Wed, 2011-12-21 07:39 AM
A federal judge’s decision to grant class action status to a group of immigrant Filipino teachers who were allegedly duped into forced labor in Louisiana could be used to protect other guest workers in the U.S., said the civil rights group representing the teachers.
A recent ruling by federal judge in the Central District of California granted class action status in a human trafficking lawsuit involving more than 350 Filipino teachers is the first time the federal Trafficking Victims Protection Act (TVPA) has been applied to a group of people, rather than just individual victims, said the Southern Poverty Law Center on Dec. 20. The ruling, it said, sets a precedent by showing that the TVPA's legal protections can be applied on a class-wide basis.
The most recent ruling, said the group, follows another significant decision by a judge that allowed the TVPA to apply to teachers. According to the SPLC, in making the ruling, the judge recognized congress intended the law to extend to cases involving more subtle forms of coercion and not only cases of physical force, restraint or direct threats.
SPLC and the other groups filed the suit on behalf of the Filipino guest workers who said they were lured from their home country to teach in Louisiana public schools only to be forced into exploitive contracts by labor contractors. The lawsuit accuses officials of two labor contractors – Universal Placement International, based in Los Angeles, and its sister organization, Manila-based PARS International Placement Agency – of human trafficking and racketeering.

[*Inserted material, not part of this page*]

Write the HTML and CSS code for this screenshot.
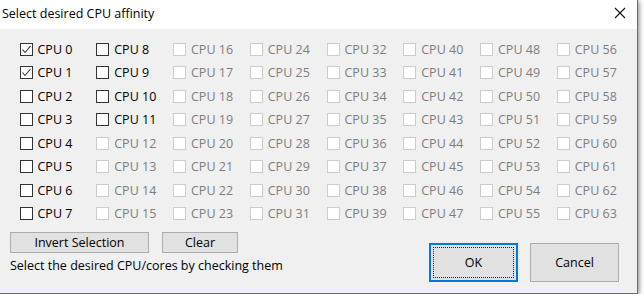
FILE: index.html
```html
<!DOCTYPE html>
<html lang="en">
<head>
    <meta charset="UTF-8">
    <title>Select desired CPU affinity</title>
    <link rel="stylesheet" href="styles.css">
</head>
<body>
    <div class="window">
        <div class="titlebar">
            <span class="title">Select desired CPU affinity</span>
            <span class="close">
                <svg width="12" height="12" viewBox="0 0 12 12"><path d="M1 1 L11 11 M11 1 L1 11" stroke="#111" stroke-width="1.1" fill="none"/></svg>
            </span>
        </div>

        <div class="content">
            <div class="cpu-grid" id="cpuGrid"></div>

            <div class="footer">
                <div class="footer-left">
                    <div class="actions">
                        <button class="win-button invert">Invert Selection</button>
                        <button class="win-button clear">Clear</button>
                    </div>
                    <div class="status">Select the desired CPU/cores by checking them</div>
                </div>
                <div class="dialog-buttons">
                    <button class="win-button big default"><span>OK</span></button>
                    <button class="win-button big">Cancel</button>
                </div>
            </div>
        </div>
    </div>

    <script>
        // 64 cpus, 12 of them present, first two checked
        const grid = document.getElementById('cpuGrid');
        const checkSvg = '<svg width="11" height="11" viewBox="0 0 11 11"><path d="M1.5 5.5 L4 8.5 L9.5 2" stroke="#333" stroke-width="1.1" fill="none"/></svg>';

        for (let row = 0; row < 8; row++) {
            for (let col = 0; col < 8; col++) {
                const n = col * 8 + row;
                const cell = document.createElement('label');
                cell.className = 'cpu';
                if (n > 11) cell.classList.add('disabled');
                const box = document.createElement('span');
                box.className = 'box';
                if (n < 2) box.innerHTML = checkSvg;
                const text = document.createElement('span');
                text.textContent = 'CPU ' + n;
                cell.appendChild(box);
                cell.appendChild(text);
                grid.appendChild(cell);
            }
        }
    </script>
</body>
</html>
```

FILE: styles.css
```css
body {
    margin: 0;
    background-color: #ffffff;
    font-family: 'Open Sans', 'Noto Sans', sans-serif;
    font-size: 12.5px;
    color: #000000;
}

.window {
    width: 638px;
    height: 294px;
    box-sizing: border-box;
    border-right: 1px solid #2a78d6;
    border-bottom: 1px solid #2a78d6;
    box-shadow: 1px 1px 5px rgba(0,0,0,0.5);
    display: flex;
    flex-direction: column;
}

.titlebar {
    height: 29px;
    background-color: #ffffff;
    display: flex;
    align-items: center;
    justify-content: space-between;
    padding-left: 2px;
}

.title {
    margin-top: -3px;
}

.close {
    width: 12px;
    height: 12px;
    margin-right: 11px;
    margin-top: -4px;
}

.close svg {
    display: block;
}

.content {
    flex: 1;
    background-color: #f0f0f0;
    padding-top: 13px;
}

.cpu-grid {
    display: grid;
    grid-template-columns: repeat(8, 76.75px);
    grid-template-rows: repeat(8, 23.5px);
    margin-left: 19.5px;
}

.cpu {
    display: flex;
    align-items: center;
    gap: 5px;
    height: 14px;
    white-space: nowrap;
}

.box {
    width: 13px;
    height: 13px;
    box-sizing: border-box;
    border: 1px solid #333333;
    background-color: #ffffff;
    display: flex;
    align-items: center;
    justify-content: center;
    flex-shrink: 0;
}

.box svg {
    display: block;
}

.cpu.disabled {
    color: #7d7d7d;
}

.cpu.disabled .box {
    border-color: #cccccc;
}

.footer {
    display: flex;
    justify-content: space-between;
}

.footer-left {
    padding-left: 10px;
}

.actions {
    display: flex;
    gap: 13px;
    margin-top: 2px;
}

.win-button {
    font-family: inherit;
    font-size: 12.5px;
    color: #000000;
    background-color: #e1e1e1;
    border: 1px solid #adadad;
    height: 21px;
    padding: 0;
    box-sizing: border-box;
}

.invert {
    width: 139px;
}

.clear {
    width: 76px;
}

.status {
    margin-top: 5px;
    line-height: 16px;
}

.dialog-buttons {
    display: flex;
    gap: 12px;
    margin-top: 13px;
    margin-right: 18px;
}

.big {
    width: 89px;
    height: 39px;
}

.default {
    border: 1px solid #0078d7;
    box-shadow: inset 0 0 0 1px #0078d7;
    position: relative;
}

.default::after {
    content: "";
    position: absolute;
    top: 3px;
    left: 3px;
    right: 3px;
    bottom: 3px;
    border: 1px dotted #222222;
}
```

The SPLC filed its lawsuit, Nunag Tanedo v. East Baton Rouge Parish School Board in August 2010. The teachers are represented by the Southern Poverty Law Center, the American Federation of Teachers and the law firm of Covington & Burling LLP. The lawsuit is scheduled for trial next July.
The teachers began arriving in the United States in 2007 as part of the H-1B guest worker program, which is administered by the Department of Labor and permits foreign nationals with special skills to work in the United States for a period of up to six years. According to SPLC, most of the teachers involved in the suit, paid about $16,000 to obtain their jobs.
Nearly all the teachers had to borrow money to pay the recruiting fees, said SPLC. The recruiters referred the teachers to private lenders who charged three to five percent interest per month, it said. Teachers were forced to pay the fees because they had already made substantial financial investments that would not be returned. The recruiters confiscated their passports and visas until they paid, according to SPLC.
The civil rights group said the teachers were also forced to sign away an additional 10 percent of the salaries they would earn during their second year of teaching. Teachers who resisted signing the contracts were threatened with being sent home and losing the thousands they had already paid, it said.
"This is a significant decision that offers great hope for the more than 350 Filipino teachers victimized by this abusive scheme," said Jim Knoepp, a Southern Poverty Law Center attorney on the case. "It also sets a powerful legal precedent that will help many more human trafficking victims receive justice."
“The judge’s decision is great news for education workers and for students,” said Lorretta Johnson, secretary-treasurer of the American Federation of Teachers. “Not only does it bring these teachers one step closer to justice, it sends the message that recruiters who make a profit by taking advantage of workers will not be tolerated. The AFT applauds this decision and vows to continue in our mission to make sure all educational employees, who make a difference every day in the lives of students, are treated with fairness and respect.”